◆ Stated goal: Gather from the material every line that contains the string "code".

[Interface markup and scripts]

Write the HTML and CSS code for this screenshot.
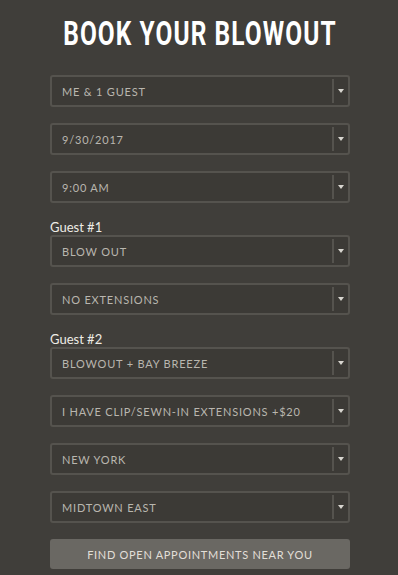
FILE: index.html
```html
<!DOCTYPE html>
<html>
<head>
<meta charset="utf-8">
<link rel="stylesheet" href="styles.css">
</head>
<body>
<div class="page">
  <h1 class="title"><span class="title-text">BOOK YOUR BLOWOUT</span></h1>
  <div class="form">
    <div class="select"><span class="value">ME &amp; 1 GUEST</span><span class="arrow-box"><span class="arrow"></span></span></div>
    <div class="select"><span class="value">9/30/2017</span><span class="arrow-box"><span class="arrow"></span></span></div>
    <div class="select"><span class="value">9:00 AM</span><span class="arrow-box"><span class="arrow"></span></span></div>
    <div class="label">Guest #1</div>
    <div class="select"><span class="value">BLOW OUT</span><span class="arrow-box"><span class="arrow"></span></span></div>
    <div class="select"><span class="value">NO EXTENSIONS</span><span class="arrow-box"><span class="arrow"></span></span></div>
    <div class="label">Guest #2</div>
    <div class="select"><span class="value">BLOWOUT + BAY BREEZE</span><span class="arrow-box"><span class="arrow"></span></span></div>
    <div class="select"><span class="value">I HAVE CLIP/SEWN-IN EXTENSIONS +$20</span><span class="arrow-box"><span class="arrow"></span></span></div>
    <div class="select"><span class="value">NEW YORK</span><span class="arrow-box"><span class="arrow"></span></span></div>
    <div class="select"><span class="value">MIDTOWN EAST</span><span class="arrow-box"><span class="arrow"></span></span></div>
    <button class="submit">FIND OPEN APPOINTMENTS NEAR YOU</button>
  </div>
</div>
</body>
</html>
```
FILE: styles.css
```css
html, body {
  margin: 0;
  padding: 0;
  background: #403e3a;
}
body {
  font-family: Lato, "Open Sans", sans-serif;
  height: 575px;
  overflow: hidden;
}
.page {
  width: 300px;
  margin-left: 50px;
  padding-top: 13px;
}
.title {
  margin: 0;
  height: 62px;
  line-height: 40px;
  display: flex;
  justify-content: center;
  white-space: nowrap;
  font-family: Roboto, "Liberation Sans", sans-serif;
  font-weight: bold;
  font-size: 34px;
  color: #ffffff;
}
.title-text {
  display: inline-block;
  flex: none;
  transform: scaleX(0.72);
  transform-origin: center;
  letter-spacing: 1.5px;
}
.form {
  display: flex;
  flex-direction: column;
}
.select {
  box-sizing: border-box;
  height: 32px;
  border: 2px solid #55534e;
  border-radius: 3px;
  background: #3c3a36;
  display: flex;
  align-items: center;
  margin-bottom: 16px;
}
.value {
  flex: 1;
  padding-left: 10px;
  font-size: 11px;
  letter-spacing: 0.8px;
  color: #b9b6af;
  white-space: nowrap;
}
.arrow-box {
  width: 14px;
  height: 24px;
  border-left: 2px solid #55534e;
  display: flex;
  align-items: center;
  justify-content: center;
}
.arrow {
  width: 0;
  height: 0;
  border-left: 3px solid transparent;
  border-right: 3px solid transparent;
  border-top: 4px solid #d8d6d0;
}
.label {
  height: 16px;
  line-height: 16px;
  font-size: 13px;
  color: #eeece6;
}
.submit {
  box-sizing: border-box;
  height: 30px;
  border: none;
  border-radius: 3px;
  background: #6a6863;
  color: #e2dfd8;
  font-family: Lato, "Open Sans", sans-serif;
  font-size: 11px;
  letter-spacing: 0.7px;
  padding: 0;
  width: 300px;
}
```
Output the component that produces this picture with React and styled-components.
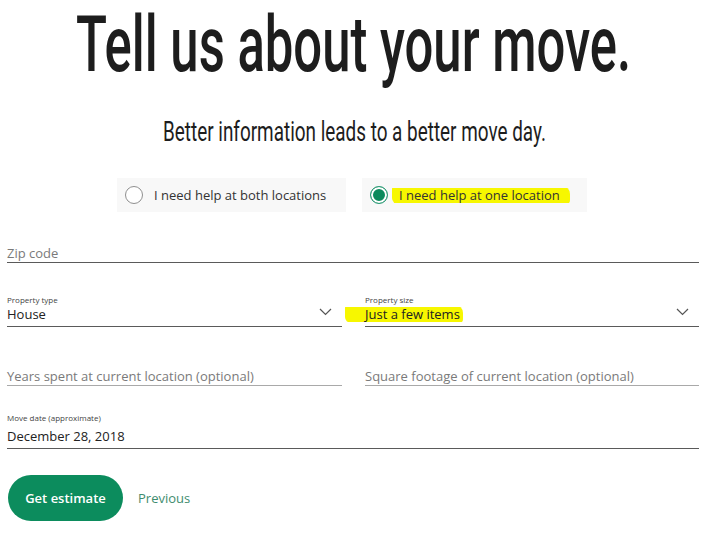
import React from "react";
import styled, { createGlobalStyle } from "styled-components";

const GlobalStyle = createGlobalStyle`
  html, body {
    margin: 0;
    padding: 0;
    background: #fff;
  }
  body {
    font-family: "Open Sans", "Liberation Sans", sans-serif;
    color: #222;
  }
`;

const Page = styled.div`
  width: 720px;
  padding: 0 21px 0 7px;
  box-sizing: border-box;
`;

const Header = styled.header`
  display: flex;
  flex-direction: column;
  align-items: center;
  padding-left: 2px;
`;

const Title = styled.h1`
  margin: 0;
  font-family: "Roboto", "Liberation Sans", sans-serif;
  font-weight: 500;
  font-size: 77px;
  line-height: 90px;
  color: #1d1d1d;
  white-space: nowrap;
  transform: scaleX(0.66);
`;

const Subtitle = styled.h2`
  margin: 25px 0 0;
  font-family: "Roboto", "Liberation Sans", sans-serif;
  font-weight: 400;
  font-size: 27px;
  line-height: 34px;
  color: #1d1d1d;
  white-space: nowrap;
  transform: scaleX(0.7);
`;

const Choices = styled.div`
  display: flex;
  justify-content: center;
  gap: 16px;
  margin-top: 29px;
  padding-right: 2px;
`;

const Choice = styled.label`
  display: flex;
  align-items: center;
  gap: 11px;
  width: ${(p) => p.$width}px;
  height: 34px;
  padding-left: 8px;
  box-sizing: border-box;
  background: #f8f8f8;
  font-size: 13px;
  color: #333;
  cursor: pointer;
`;

const Radio = styled.span`
  width: 18px;
  height: 18px;
  border-radius: 50%;
  box-sizing: border-box;
  flex: none;
  border: ${(p) => (p.$checked ? "1.5px solid #2f9c78" : "1.5px solid #8f8f8f")};
  background: ${(p) => (p.$checked ? "#0b8a5c" : "#fff")};
  box-shadow: ${(p) => (p.$checked ? "inset 0 0 0 2px #fff" : "none")};
`;

const Marker = styled.span`
  background: linear-gradient(
    transparent 10%,
    #f7f700 10%,
    #f7f700 94%,
    transparent 94%
  );
  padding: 0 ${(p) => p.$right}px 0 ${(p) => p.$left}px;
  margin-left: -${(p) => p.$left}px;
  border-radius: 3px 8px 4px 6px;
`;

const Form = styled.div`
  display: grid;
  grid-template-columns: 335px 334px;
  column-gap: 23px;
  margin-top: 20px;
`;

const Field = styled.div`
  grid-column: ${(p) => (p.$full ? "1 / -1" : "auto")};
  display: flex;
  flex-direction: column;
  justify-content: flex-end;
  height: ${(p) => p.$height}px;
  border-bottom: 1px solid ${(p) => (p.$light ? "#a9a9a9" : "#5a5a5a")};
`;

const Label = styled.div`
  font-size: 8px;
  line-height: 9px;
  margin-bottom: ${(p) => p.$gap || 0}px;
  color: #444;
`;

const ValueRow = styled.div`
  display: flex;
  align-items: center;
  justify-content: space-between;
  height: 19px;
  padding-bottom: ${(p) => (p.$tight ? 0 : 3)}px;
`;

const Value = styled.span`
  font-size: 13px;
  color: ${(p) => (p.$placeholder ? "#7a7a7a" : "#222")};
`;

const Chevron = styled.svg`
  width: 13px;
  height: 8px;
  margin-right: 10px;
  margin-bottom: 4px;
`;

const Actions = styled.div`
  display: flex;
  align-items: center;
  gap: 15px;
  margin-top: 26px;
  margin-left: 1px;
`;

const PrimaryButton = styled.button`
  width: 115px;
  height: 46px;
  border: none;
  border-radius: 23px;
  background: #0c8c5d;
  color: #fff;
  font-family: "Open Sans", "Liberation Sans", sans-serif;
  font-size: 13px;
  font-weight: 600;
  cursor: pointer;
`;

const LinkButton = styled.button`
  border: none;
  background: none;
  padding: 0;
  color: #3e8c6e;
  font-family: "Open Sans", "Liberation Sans", sans-serif;
  font-size: 13px;
  cursor: pointer;
`;

function ChevronDown() {
  return (
    <Chevron viewBox="0 0 13 8" fill="none">
      <path d="M1 1l5.5 5.5L12 1" stroke="#555" strokeWidth="1.2" />
    </Chevron>
  );
}

export default function App() {
  return (
    <Page>
      <GlobalStyle />
      <Header>
        <Title>Tell us about your move.</Title>
        <Subtitle>Better information leads to a better move day.</Subtitle>
      </Header>

      <Choices>
        <Choice $width={229}>
          <Radio />
          I need help at both locations
        </Choice>
        <Choice $width={225}>
          <Radio $checked />
          <Marker $left={7} $right={10}>I need help at one location</Marker>
        </Choice>
      </Choices>

      <Form>
        <Field $full $height={30}>
          <ValueRow $tight>
            <Value $placeholder>Zip code</Value>
          </ValueRow>
        </Field>

        <Field $height={63}>
          <Label>Property type</Label>
          <ValueRow>
            <Value>House</Value>
            <ChevronDown />
          </ValueRow>
        </Field>
        <Field $height={63}>
          <Label>Property size</Label>
          <ValueRow>
            <Value>
              <Marker $left={20} $right={3}>Just a few items</Marker>
            </Value>
            <ChevronDown />
          </ValueRow>
        </Field>

        <Field $light $height={58}>
          <ValueRow $tight>
            <Value $placeholder>Years spent at current location (optional)</Value>
          </ValueRow>
        </Field>
        <Field $light $height={58}>
          <ValueRow $tight>
            <Value $placeholder>Square footage of current location (optional)</Value>
          </ValueRow>
        </Field>

        <Field $full $height={62}>
          <Label $gap={4}>Move date (approximate)</Label>
          <ValueRow>
            <Value>December 28, 2018</Value>
          </ValueRow>
        </Field>
      </Form>

      <Actions>
        <PrimaryButton>Get estimate</PrimaryButton>
        <LinkButton>Previous</LinkButton>
      </Actions>
    </Page>
  );
}
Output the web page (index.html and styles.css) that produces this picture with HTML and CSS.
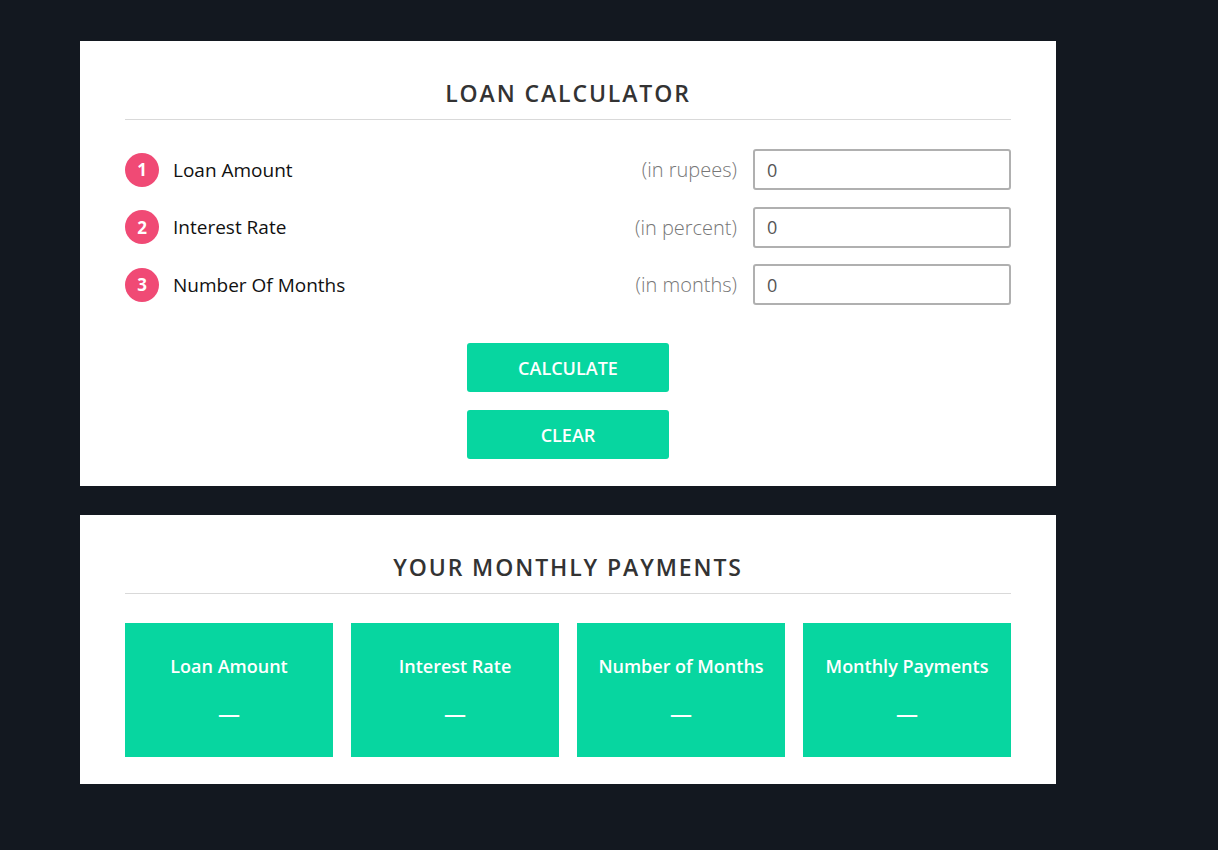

◆ Exercise solution:
Write the HTML and CSS code for this screenshot.
            <Value $placeholder>Zip code</Value>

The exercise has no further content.